If one is to go by the name of a product, then this latest 17in TFT monitor from LG appears to be the follow up model to the company’s LG Flatron L1730P I reviewed last year. However, it is not and instead the 40 Series replaces the 20 and 50 Series. As you can see, this new addition has seen quite a radical change in terms of aesthetics, and first impressions are very good for this “Premium Artistic Series LX40” monitor as LG likes to label it. The 17in panel is framed attractively in a matt black bezel, whereas the curvaceous lower part and rear of the chassis is constructed from plastic with an iPod-esque white lacquered finish. This and the chromed base give an end result that’s certainly pleasing to the eye, if somewhat reminiscent of some of Sony’s designs, but if you’re after a great-looking monitor for your desk then LG has got off to a great start.

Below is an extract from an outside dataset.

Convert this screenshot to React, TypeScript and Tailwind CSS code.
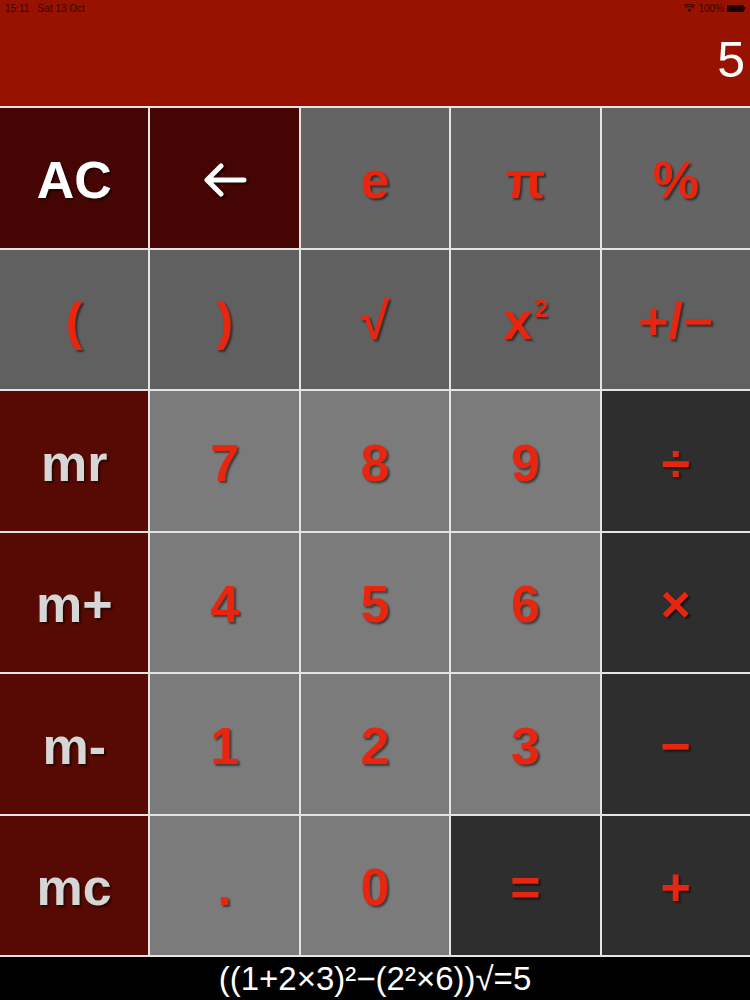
import React from "react";

type Key = { label: React.ReactNode; bg: string; fg: string };

const red = "text-[#e8260f]";

const BackArrow = () => (
  <svg width="46" height="36" viewBox="0 0 46 36" className="[filter:drop-shadow(2px_2px_1px_rgba(0,0,0,0.5))]">
    <path
      d="M42 18 H6 M19 4 L5 18 L19 32"
      stroke="#ffffff"
      strokeWidth="5"
      strokeLinecap="round"
      strokeLinejoin="round"
      fill="none"
    />
  </svg>
);

const keys: Key[] = [
  { label: "AC", bg: "bg-[#450503]", fg: "text-white" },
  { label: <BackArrow />, bg: "bg-[#450503]", fg: "text-white" },
  { label: "e", bg: "bg-[#646464]", fg: red },
  { label: "π", bg: "bg-[#646464]", fg: red },
  { label: "%", bg: "bg-[#646464]", fg: red },

  { label: "(", bg: "bg-[#606060]", fg: red },
  { label: ")", bg: "bg-[#606060]", fg: red },
  { label: "√", bg: "bg-[#606060]", fg: red },
  {
    label: (
      <span className="flex items-start">
        <span>x</span>
        <span className="text-[24px] mt-[2px] ml-[2px]">2</span>
      </span>
    ),
    bg: "bg-[#606060]",
    fg: red,
  },
  { label: "+/−", bg: "bg-[#606060]", fg: red },

  { label: "mr", bg: "bg-[#560a03]", fg: "text-[#d6d6d6]" },
  { label: "7", bg: "bg-[#7b7b7b]", fg: red },
  { label: "8", bg: "bg-[#7b7b7b]", fg: red },
  { label: "9", bg: "bg-[#7b7b7b]", fg: red },
  { label: "÷", bg: "bg-[#2e2e2e]", fg: red },

  { label: "m+", bg: "bg-[#560a03]", fg: "text-[#d6d6d6]" },
  { label: "4", bg: "bg-[#7b7b7b]", fg: red },
  { label: "5", bg: "bg-[#7b7b7b]", fg: red },
  { label: "6", bg: "bg-[#7b7b7b]", fg: red },
  { label: "×", bg: "bg-[#2e2e2e]", fg: red },

  { label: "m-", bg: "bg-[#560a03]", fg: "text-[#d6d6d6]" },
  { label: "1", bg: "bg-[#7b7b7b]", fg: red },
  { label: "2", bg: "bg-[#7b7b7b]", fg: red },
  { label: "3", bg: "bg-[#7b7b7b]", fg: red },
  { label: "−", bg: "bg-[#2e2e2e]", fg: red },

  { label: "mc", bg: "bg-[#560a03]", fg: "text-[#d6d6d6]" },
  { label: ".", bg: "bg-[#7b7b7b]", fg: red },
  { label: "0", bg: "bg-[#7b7b7b]", fg: red },
  { label: "=", bg: "bg-[#2e2e2e]", fg: red },
  { label: "+", bg: "bg-[#2e2e2e]", fg: red },
];

const StatusBar = () => (
  <div className="flex items-center justify-between h-[16px] px-[5px] text-[10px] text-[#3a0800] font-['Liberation_Sans',Arial,sans-serif]">
    <span>15:11&nbsp;&nbsp;&nbsp;Sat 13 Oct</span>
    <span className="flex items-center gap-[3px]">
      <svg width="11" height="8" viewBox="0 0 11 8">
        <path d="M5.5 8 L3.6 5.8 A2.8 2.8 0 0 1 7.4 5.8 Z" fill="#3a0800" />
        <path d="M1.8 3.9 A5.2 5.2 0 0 1 9.2 3.9" stroke="#3a0800" strokeWidth="1.3" fill="none" />
        <path d="M0.3 2.2 A7.4 7.4 0 0 1 10.7 2.2" stroke="#3a0800" strokeWidth="1.3" fill="none" />
      </svg>
      <span>100%</span>
      <span className="flex items-center">
        <span className="w-[17px] h-[7px] bg-[#1a0300] rounded-[1px]" />
        <span className="w-[1px] h-[3px] bg-[#1a0300]" />
      </span>
    </span>
  </div>
);

export default function App() {
  return (
    <div className="w-[750px] h-[1000px] bg-black flex flex-col overflow-hidden font-['Liberation_Sans',Arial,sans-serif]">
      <div className="h-[106px] bg-[#971200] flex flex-col">
        <StatusBar />
        <div className="flex-1 flex items-center justify-end pr-[5px] pb-[2px] text-white text-[50px] leading-none">
          5
        </div>
      </div>

      <div className="h-[851px] bg-[#e4e4e4] grid grid-cols-5 grid-rows-6 gap-[2px] py-[2px]">
        {keys.map((k, i) => (
          <div
            key={i}
            className={`${k.bg} ${k.fg} [text-shadow:2px_2px_2px_rgba(0,0,0,0.5)] flex items-center justify-center pt-[4px] text-[52px] font-bold leading-none`}
          >
            {k.label}
          </div>
        ))}
      </div>

      <div className="flex-1 flex items-center justify-center text-white text-[33px] leading-none">
        ((1+2×3)²−(2²×6))√=5
      </div>
    </div>
  );
}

However, one could argue that the L1740P is a case of style over substance once you take a look at the functionality of the stand. Unlike some of the company's other models, the L1740P lacks a USB hub altogether and is limited in its range of movement. For instance, after unpacking the unit the first thing I tried to do was pivot the display. Unfortunately this was met with stubborn resistance as was the attempt to swivel it from side to side. This respectively means you won’t be able to work in a portrait view or smoothly turn the display for the benefit of the person sitting next to you. Furthermore, the L1740P can not be raised or lowered, which basically makes it a tilt-only (five degrees back and 25 degrees forward) display. However, if you a need a wall-mounted display, the L1740P accepts a VESA-compliant mounting interface.
There are other issues that didn’t sit well with me either. First of all, I found the display to sit a little too low for my liking and with the aforementioned lack of height adjustability, you may find your self slipping a couple of books under the stand. Secondly, hooking up the display to the DVI-D port was far from easy. Using the supplied DVI cable, I found that inserting this into its respective port was hindered by the design of the stand’s stubby neck.

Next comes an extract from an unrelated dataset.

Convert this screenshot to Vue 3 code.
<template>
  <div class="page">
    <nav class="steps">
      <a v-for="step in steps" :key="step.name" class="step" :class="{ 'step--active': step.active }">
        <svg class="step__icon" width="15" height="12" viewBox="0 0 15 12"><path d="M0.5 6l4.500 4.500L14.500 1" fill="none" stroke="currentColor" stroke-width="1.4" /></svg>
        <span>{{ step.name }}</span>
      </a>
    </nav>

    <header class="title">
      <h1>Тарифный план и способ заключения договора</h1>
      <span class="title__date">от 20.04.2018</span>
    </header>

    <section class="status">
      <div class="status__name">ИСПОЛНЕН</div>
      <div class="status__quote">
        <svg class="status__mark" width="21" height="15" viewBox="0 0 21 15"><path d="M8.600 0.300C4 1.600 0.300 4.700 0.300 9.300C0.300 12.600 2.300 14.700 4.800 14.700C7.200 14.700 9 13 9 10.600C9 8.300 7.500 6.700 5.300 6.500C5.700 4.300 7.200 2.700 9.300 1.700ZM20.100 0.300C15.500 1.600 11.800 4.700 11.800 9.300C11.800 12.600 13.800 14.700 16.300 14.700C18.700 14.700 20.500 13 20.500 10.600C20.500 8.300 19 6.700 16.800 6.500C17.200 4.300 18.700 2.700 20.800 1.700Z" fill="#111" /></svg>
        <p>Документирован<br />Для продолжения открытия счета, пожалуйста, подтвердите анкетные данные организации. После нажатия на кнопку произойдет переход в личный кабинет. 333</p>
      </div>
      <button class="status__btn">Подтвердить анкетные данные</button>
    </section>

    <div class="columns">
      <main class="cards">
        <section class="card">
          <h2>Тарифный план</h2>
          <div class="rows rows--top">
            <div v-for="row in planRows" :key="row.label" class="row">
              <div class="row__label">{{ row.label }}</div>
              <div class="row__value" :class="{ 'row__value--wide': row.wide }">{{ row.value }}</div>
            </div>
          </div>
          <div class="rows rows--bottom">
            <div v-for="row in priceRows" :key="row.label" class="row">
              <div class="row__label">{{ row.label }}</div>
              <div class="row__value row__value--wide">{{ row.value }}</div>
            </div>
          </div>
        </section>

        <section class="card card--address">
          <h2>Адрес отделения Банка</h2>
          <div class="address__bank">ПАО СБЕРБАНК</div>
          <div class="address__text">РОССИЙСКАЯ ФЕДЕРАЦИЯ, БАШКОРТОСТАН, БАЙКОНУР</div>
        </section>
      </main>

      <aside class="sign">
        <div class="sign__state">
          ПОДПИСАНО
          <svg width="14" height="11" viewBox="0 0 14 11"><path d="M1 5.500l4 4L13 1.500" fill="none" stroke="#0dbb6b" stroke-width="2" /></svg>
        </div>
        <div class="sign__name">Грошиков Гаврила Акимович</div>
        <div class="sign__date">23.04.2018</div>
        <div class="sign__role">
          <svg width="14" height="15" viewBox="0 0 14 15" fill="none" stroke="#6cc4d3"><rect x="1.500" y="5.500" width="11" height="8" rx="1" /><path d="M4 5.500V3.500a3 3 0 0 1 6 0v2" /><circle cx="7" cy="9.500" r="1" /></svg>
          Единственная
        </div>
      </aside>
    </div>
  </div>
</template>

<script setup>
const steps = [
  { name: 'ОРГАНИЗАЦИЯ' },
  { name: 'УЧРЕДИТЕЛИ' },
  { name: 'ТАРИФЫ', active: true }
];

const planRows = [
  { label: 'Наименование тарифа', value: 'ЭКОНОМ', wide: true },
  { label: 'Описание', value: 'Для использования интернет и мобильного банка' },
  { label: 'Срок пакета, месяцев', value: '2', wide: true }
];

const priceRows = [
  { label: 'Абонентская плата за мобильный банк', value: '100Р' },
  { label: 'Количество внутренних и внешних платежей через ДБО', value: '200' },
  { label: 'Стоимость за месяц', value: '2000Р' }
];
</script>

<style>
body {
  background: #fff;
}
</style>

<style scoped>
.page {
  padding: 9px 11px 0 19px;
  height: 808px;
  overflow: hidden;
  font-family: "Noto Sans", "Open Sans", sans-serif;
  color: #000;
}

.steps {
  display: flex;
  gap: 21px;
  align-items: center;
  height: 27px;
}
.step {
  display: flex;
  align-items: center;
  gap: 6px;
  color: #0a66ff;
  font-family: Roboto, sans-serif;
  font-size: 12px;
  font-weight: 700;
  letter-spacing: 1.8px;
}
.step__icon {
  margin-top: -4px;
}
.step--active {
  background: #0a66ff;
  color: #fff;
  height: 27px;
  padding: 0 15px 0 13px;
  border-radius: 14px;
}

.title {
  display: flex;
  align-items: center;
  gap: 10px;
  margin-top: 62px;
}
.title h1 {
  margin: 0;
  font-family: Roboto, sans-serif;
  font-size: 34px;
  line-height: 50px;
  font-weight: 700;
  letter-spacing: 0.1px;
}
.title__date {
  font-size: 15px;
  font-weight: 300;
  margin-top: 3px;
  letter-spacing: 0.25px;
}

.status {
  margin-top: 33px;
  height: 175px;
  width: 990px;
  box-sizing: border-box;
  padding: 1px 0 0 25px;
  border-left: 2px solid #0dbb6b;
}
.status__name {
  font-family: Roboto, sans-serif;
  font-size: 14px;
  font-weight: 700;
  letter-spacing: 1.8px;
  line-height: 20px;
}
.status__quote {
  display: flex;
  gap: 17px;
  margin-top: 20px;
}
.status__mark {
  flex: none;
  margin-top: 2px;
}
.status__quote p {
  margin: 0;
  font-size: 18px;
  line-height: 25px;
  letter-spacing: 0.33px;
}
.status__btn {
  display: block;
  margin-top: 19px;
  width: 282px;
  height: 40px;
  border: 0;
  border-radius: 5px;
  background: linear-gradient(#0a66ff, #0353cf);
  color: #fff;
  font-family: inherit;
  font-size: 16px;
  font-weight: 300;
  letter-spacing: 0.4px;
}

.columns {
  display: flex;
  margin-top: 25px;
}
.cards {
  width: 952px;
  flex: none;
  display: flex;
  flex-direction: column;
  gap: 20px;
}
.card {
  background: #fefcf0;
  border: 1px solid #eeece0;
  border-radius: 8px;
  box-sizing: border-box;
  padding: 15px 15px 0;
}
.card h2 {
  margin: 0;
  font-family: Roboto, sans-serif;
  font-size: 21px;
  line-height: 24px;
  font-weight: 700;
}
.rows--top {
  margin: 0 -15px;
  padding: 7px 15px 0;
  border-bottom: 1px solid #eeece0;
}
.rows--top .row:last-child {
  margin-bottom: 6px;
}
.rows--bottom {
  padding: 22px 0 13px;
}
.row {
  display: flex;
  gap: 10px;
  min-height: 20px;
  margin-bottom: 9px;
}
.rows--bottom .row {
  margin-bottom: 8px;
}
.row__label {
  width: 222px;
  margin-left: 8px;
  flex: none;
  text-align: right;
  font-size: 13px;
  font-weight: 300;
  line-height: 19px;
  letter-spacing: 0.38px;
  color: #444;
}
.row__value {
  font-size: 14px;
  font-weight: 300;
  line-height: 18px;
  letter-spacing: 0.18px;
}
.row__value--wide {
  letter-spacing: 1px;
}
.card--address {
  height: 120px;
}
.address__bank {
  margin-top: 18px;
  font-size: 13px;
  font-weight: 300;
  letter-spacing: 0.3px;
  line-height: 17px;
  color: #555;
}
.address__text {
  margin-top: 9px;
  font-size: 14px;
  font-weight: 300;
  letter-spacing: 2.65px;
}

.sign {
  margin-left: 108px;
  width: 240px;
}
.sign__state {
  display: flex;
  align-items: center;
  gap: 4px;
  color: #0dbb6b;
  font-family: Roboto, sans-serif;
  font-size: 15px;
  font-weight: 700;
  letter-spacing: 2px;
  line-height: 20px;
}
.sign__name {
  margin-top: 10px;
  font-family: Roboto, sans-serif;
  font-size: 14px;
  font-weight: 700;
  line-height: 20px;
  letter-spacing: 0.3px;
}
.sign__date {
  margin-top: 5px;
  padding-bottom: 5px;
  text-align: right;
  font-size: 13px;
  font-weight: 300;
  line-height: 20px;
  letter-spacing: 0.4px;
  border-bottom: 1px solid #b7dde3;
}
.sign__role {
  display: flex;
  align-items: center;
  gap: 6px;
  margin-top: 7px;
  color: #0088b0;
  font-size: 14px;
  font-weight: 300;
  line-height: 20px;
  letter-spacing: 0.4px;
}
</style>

In fact, the cable has to be bent to one side at almost a right angle in order for the plug end to comfortably fit in its vertical orientation. Of course, with the D-SUB port sitting further toward the side of the chassis, this problem shouldn’t be encountered if you decide to go for the analogue signal option. Nevertheless once the video cable has been seated, along with the power cable for the L1740P’s internal PSU, all the leads are kept out of sight when the removable panel is refitted in order to maintain the chassis’ flowing lines.
With the monitor all hooked up, it was time to switch it on using the very clever touch-sensitive button. Do I need to tell you what colour light I was greeted with? Well if you haven’t seen from our product shots, it’s that ubiquitous blue light that seems to adorn most of today’s products, although in the L1740P’s defence, it is at least contoured to the shape of the button which makes a refreshing change from a circle of glowing aquamarine.
With the drivers supplied on CD, I installed these next. As with most monitor manufacturers, the driver is also supplied with a colour profile which can be used to help calibrate the display. However, in this case the profile didn’t agree with Adobe Photoshop as indicated by the Window (below) that popped up when I started the program.
A defective monitor profile didn’t fill me with a great deal of confidence, so I created my own using Adobe’s Gamma Utility which can normally be found in the Control Panel under Windows. It’s best to save the new profile under a different name to the one supplied by LG to avoid the same error popup when you restart Photoshop. Now that the monitor was loosely calibrated I turned my attention to the OSD controls in order to make some much needed adjustments that I’ll mention a little later.